Throughout the 90’s Reebok Basketball was very contentious with Nike’s own basketball arm. With players like Shawn Kemp, Shaquille O’Neal, and the backbone of Reebok Basketball himself, Allen Iverson, Reebok cultivated itself as a highly viable court alternative to everything swoosh. Shoes like the Shaqnosis and the Kamikaze still move many sneakerheads into a slight frenzy as they recall the vicious dunks and jams associated with the sneaker’s namesakes. Allen Iverson’s Question and Answer sneaker series changed the game and ultimately sneaker marketing. Focusing on finesse and quick moves, the Iverson series approached basketball sneakers in a different light, even tagging in hip-hop artist Jadakiss to promote the brands street-borne credentials. These moves in Reebok’s NBA arm created storied and timeless associations with their 90’s basketball silhouettes.
Similarly, Reebok’s lifestyle division has a plethora of historic models. The Club C and Workout are 80’s classics that have seen a reinvigoration with new collaborations and colorways. The Reebok Classic is a true sneaker legend. Very few sneakers can last 30+ years unchanged and still have a strong following in their original guise, but the Classic makes it happen.
Reebok’s missteps lie in it trying to redefine itself with new unpopular models like the Fury series. True success for the brand lies in capitalizing on the nostalgic aspects of its history.
The Life & Death of Boost
2016 dawned and the sneaker world was a flutter. Adidas had dropped a new technology which was available on its new line of lifestyle runners; Boost technology had popped. The NMD and Ultraboost hype “boosted” Adidas into the #2 sneaker spot. Then with a further buoy from Kanye West’s Yeezy line, Adidas was able to strike into the #1 spot, briefly. By mid-2017, boost technology had peaked. Boost fanatics from the year before seemed scarce, and even though Yeezy was pushing the Adidas boat forward, first place was unsustainable.
But what sank the Adidas wave? People claim the Nike marketing arm (as insanely talented as they are) was responsible for a relentless onslaught that caught Adidas off-guard. However, the reality is much simpler. Despite the greatness that is Nike marketing, the quiver in the arrow that killed the Adidas wave was nostalgia.
While boost technology was innovative, comfortable, and for a moment, super cool, it offered no long-lasting feeling of importance. When compared to a bred Air Jordan 1 or an Atmos Air Max 1, the feeling from buying boost is short-lived.

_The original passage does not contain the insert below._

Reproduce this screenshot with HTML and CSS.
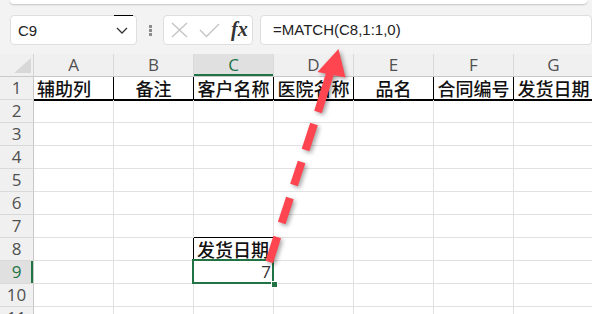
FILE: index.html
```html
<!DOCTYPE html>
<html>
    <head>
        <meta charset="UTF-8">
        <title>MATCH</title>
        <link rel="stylesheet" href="styles.css">
    </head>
    <body>
        <div class="ribbon"></div>
        <div class="fbar">
            <div class="namebox">
                <span>C9</span>
                <svg width="12" height="7" viewBox="0 0 12 7"><path d="M1 1 L6 6 L11 1" fill="none" stroke="#333" stroke-width="1.3"/></svg>
            </div>
            <div class="grip"><i></i><i></i><i></i></div>
            <div class="fxbox">
                <svg class="ico" width="17" height="16" viewBox="0 0 17 16"><path d="M1 1 L16 15 M16 1 L1 15" stroke="#c4c4c4" stroke-width="1.4"/></svg>
                <svg class="ico" width="21" height="15" viewBox="0 0 21 15"><path d="M1 7 L7.5 13.5 L20 1" fill="none" stroke="#c4c4c4" stroke-width="1.4"/></svg>
                <span class="fx">fx</span>
            </div>
            <div class="formula">=MATCH(C8,1:1,0)</div>
        </div>

        <div class="sheet">
            <div class="row">
                <div class="corner"></div>
                <div class="ch">A</div><div class="ch">B</div><div class="ch on">C</div><div class="ch">D</div>
                <div class="ch">E</div><div class="ch">F</div><div class="ch">G</div>
            </div>
            <div class="row">
                <div class="rh">1</div>
                <div class="c t left">辅助列</div><div class="c t">备注</div><div class="c t">客户名称</div><div class="c t">医院名称</div>
                <div class="c t">品名</div><div class="c t">合同编号</div><div class="c t">发货日期</div>
            </div>
            <div class="row">
                <div class="rh">2</div>
                <div class="c"></div><div class="c"></div><div class="c"></div><div class="c"></div><div class="c"></div><div class="c"></div><div class="c"></div>
            </div>
            <div class="row">
                <div class="rh">3</div>
                <div class="c"></div><div class="c"></div><div class="c"></div><div class="c"></div><div class="c"></div><div class="c"></div><div class="c"></div>
            </div>
            <div class="row">
                <div class="rh">4</div>
                <div class="c"></div><div class="c"></div><div class="c"></div><div class="c"></div><div class="c"></div><div class="c"></div><div class="c"></div>
            </div>
            <div class="row">
                <div class="rh">5</div>
                <div class="c"></div><div class="c"></div><div class="c"></div><div class="c"></div><div class="c"></div><div class="c"></div><div class="c"></div>
            </div>
            <div class="row">
                <div class="rh">6</div>
                <div class="c"></div><div class="c"></div><div class="c"></div><div class="c"></div><div class="c"></div><div class="c"></div><div class="c"></div>
            </div>
            <div class="row">
                <div class="rh">7</div>
                <div class="c"></div><div class="c"></div><div class="c above"></div><div class="c"></div><div class="c"></div><div class="c"></div><div class="c"></div>
            </div>
            <div class="row">
                <div class="rh">8</div>
                <div class="c"></div><div class="c boxl"></div><div class="c t left boxr">发货日期</div><div class="c"></div><div class="c"></div><div class="c"></div><div class="c"></div>
            </div>
            <div class="row">
                <div class="rh on">9</div>
                <div class="c"></div><div class="c"></div>
                <div class="c num active">7<div class="sel"></div><div class="handle"></div></div>
                <div class="c"></div><div class="c"></div><div class="c"></div><div class="c"></div>
            </div>
            <div class="row">
                <div class="rh">10</div>
                <div class="c"></div><div class="c"></div><div class="c"></div><div class="c"></div><div class="c"></div><div class="c"></div><div class="c"></div>
            </div>
            <div class="row">
                <div class="rh">11</div>
                <div class="c"></div><div class="c"></div><div class="c"></div><div class="c"></div><div class="c"></div><div class="c"></div><div class="c"></div>
            </div>
        </div>

        <!-- red dashed arrow pointing at the formula -->
        <svg class="arrow" width="592" height="314" viewBox="0 0 592 314">
            <g stroke="#ff4550" stroke-width="8">
                <line x1="269.3" y1="262" x2="277.2" y2="237"/>
                <line x1="281.7" y1="223" x2="289.9" y2="198"/>
                <line x1="294" y1="185" x2="301.6" y2="162"/>
                <line x1="305.5" y1="150" x2="314" y2="124"/>
                <line x1="318" y1="112" x2="330.5" y2="72"/>
            </g>
            <polygon points="338.5,49 317.5,72 345.5,77.5" fill="#ff4550"/>
        </svg>
    </body>
</html>
```

FILE: styles.css
```css
body{
    margin: 0;
    width: 592px;
    height: 314px;
    overflow: hidden;
    position: relative;
    background: #f3f3f3;
    font-family: "Open Sans", "Liberation Sans", sans-serif;
}
.ribbon{
    height: 4px;
    margin: 0 5px 0 10px;
    background: #fff;
    border-radius: 0 0 8px 8px;
    box-shadow: 0 1px 2px rgba(0,0,0,.2);
}

/* formula bar */
.fbar{
    display: flex;
    align-items: center;
    height: 30px;
    margin-top: 11px;
    padding-left: 10px;
}
.namebox, .fxbox, .formula{
    box-sizing: border-box;
    height: 30px;
    background: #fff;
    border: 1px solid #dedede;
    border-radius: 4px;
}
.namebox{
    position: relative;
    width: 127px;
    display: flex;
    align-items: center;
    justify-content: space-between;
    padding: 0 8px 0 7px;
    font-family: "Liberation Sans", sans-serif;
    font-size: 15px;
    color: #222;
}
.namebox::after{
    content: "";
    position: absolute;
    top: -1px;
    left: 103px;
    width: 19px;
    height: 1px;
    background: #000;
}
.grip{
    width: 26px;
    display: flex;
    flex-direction: column;
    align-items: center;
    gap: 1px;
}
.grip i{
    width: 3px;
    height: 3px;
    background: #8c8c8c;
}
.fxbox{
    width: 90px;
    display: flex;
    align-items: center;
    padding-left: 7px;
}
.fxbox .ico{
    margin-right: 11px;
}
.fx{
    font-family: "Liberation Serif", serif;
    font-style: italic;
    font-weight: bold;
    font-size: 20px;
    color: #333;
    line-height: 20px;
    margin-top: -2px;
}
.formula{
    width: 332px;
    margin-left: 7px;
    padding-left: 12px;
    font-family: "Liberation Sans", sans-serif;
    font-size: 15px;
    line-height: 28px;
    color: #222;
}

/* sheet */
.sheet{
    margin-top: 9px;
    background: #fff;
}
.row{
    display: flex;
    height: 23px;
}
.row > div{
    flex: none;
    box-sizing: border-box;
    height: 23px;
    line-height: 22px;
    white-space: nowrap;
}
.corner{
    width: 34px;
    background: #f0f0f0;
    border-right: 1px solid #d4d4d4;
    border-bottom: 1px solid #c8c8c8;
    position: relative;
}
.corner::after{
    content: "";
    position: absolute;
    right: 2px;
    bottom: 3px;
    border-style: solid;
    border-width: 0 0 15px 17px;
    border-color: transparent transparent #d8d8d8 transparent;
}
.ch{
    width: 80px;
    background: #f0f0f0;
    border-right: 1px solid #d9d9d9;
    border-bottom: 1px solid #c8c8c8;
    text-align: center;
    font-size: 17px;
    color: #505050;
}
.ch.on{
    background: #e0e0e0;
    color: #217346;
    box-shadow: inset 0 -2px 0 #217346;
}
.rh{
    width: 34px;
    background: #f0f0f0;
    border-right: 1px solid #c8c8c8;
    border-bottom: 1px solid #d9d9d9;
    text-align: center;
    font-size: 17px;
    color: #505050;
}
.rh.on{
    background: #e0e0e0;
    color: #217346;
    box-shadow: inset -2px 0 0 #217346;
}
.c{
    width: 80px;
    border-right: 1px solid #e1e1e1;
    border-bottom: 1px solid #e1e1e1;
}
.c.t{
    font-family: "Noto Sans CJK SC", sans-serif;
    font-weight: 500;
    font-size: 18px;
    color: #111;
    text-align: center;
}
.row:nth-child(2) .c{
    border-right-color: #000;
    border-bottom-color: #000;
    box-shadow: 0 1px 0 #000;
}
.c.left{
    text-align: left;
    padding-left: 3px;
}
.c.above{
    border-bottom-color: #000;
}
.c.boxl, .c.boxr{
    border-right-color: #000;
}
.c.num{
    text-align: right;
    padding-right: 2px;
    font-size: 17px;
    color: #333;
}
.active{
    position: relative;
}
.sel{
    position: absolute;
    left: -2px;
    top: -2px;
    width: 82px;
    height: 25px;
    box-sizing: border-box;
    border: 2px solid #217346;
}
.handle{
    position: absolute;
    left: 77px;
    top: 20px;
    width: 5px;
    height: 5px;
    background: #217346;
    border: 1px solid #fff;
}

.arrow{
    position: absolute;
    top: 0;
    left: 0;
    pointer-events: none;
    filter: drop-shadow(2px 2px 2px rgba(0,0,0,.35));
}
```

Adidas, while a sneaker powerhouse of the modern era, has a very limited sneaker archive. Adidas’ failure to perpetuate the number one spot for a prolonged period lies in their inability to fully capture the heart of the market outside of the fütbol crowd. Most millennials didn’t grow up coveting sneakers from Adidas. Outside of the Stan Smith and Shelltoes, Adidas’ relevance pre-2000 was limited to the world of soccer.
Conclusion
Someone somewhere is reading this and underestimating the overwhelming power of nostalgia in the sneaker community, but the signs are all around you. In December, Nike’s Jordan Brand division sold out of one million pairs of Air Jordan 11 Concord’s and similarly sold six-figures numbers of their Infrared Air Jordan 6 over the past two weeks. Each week classic Jordan silhouettes are introduced in new, unimpressive colorways with less than premium materials and still sell in numbers that would embarrass even the most ambitious new silhouettes, that is the power of nostalgia.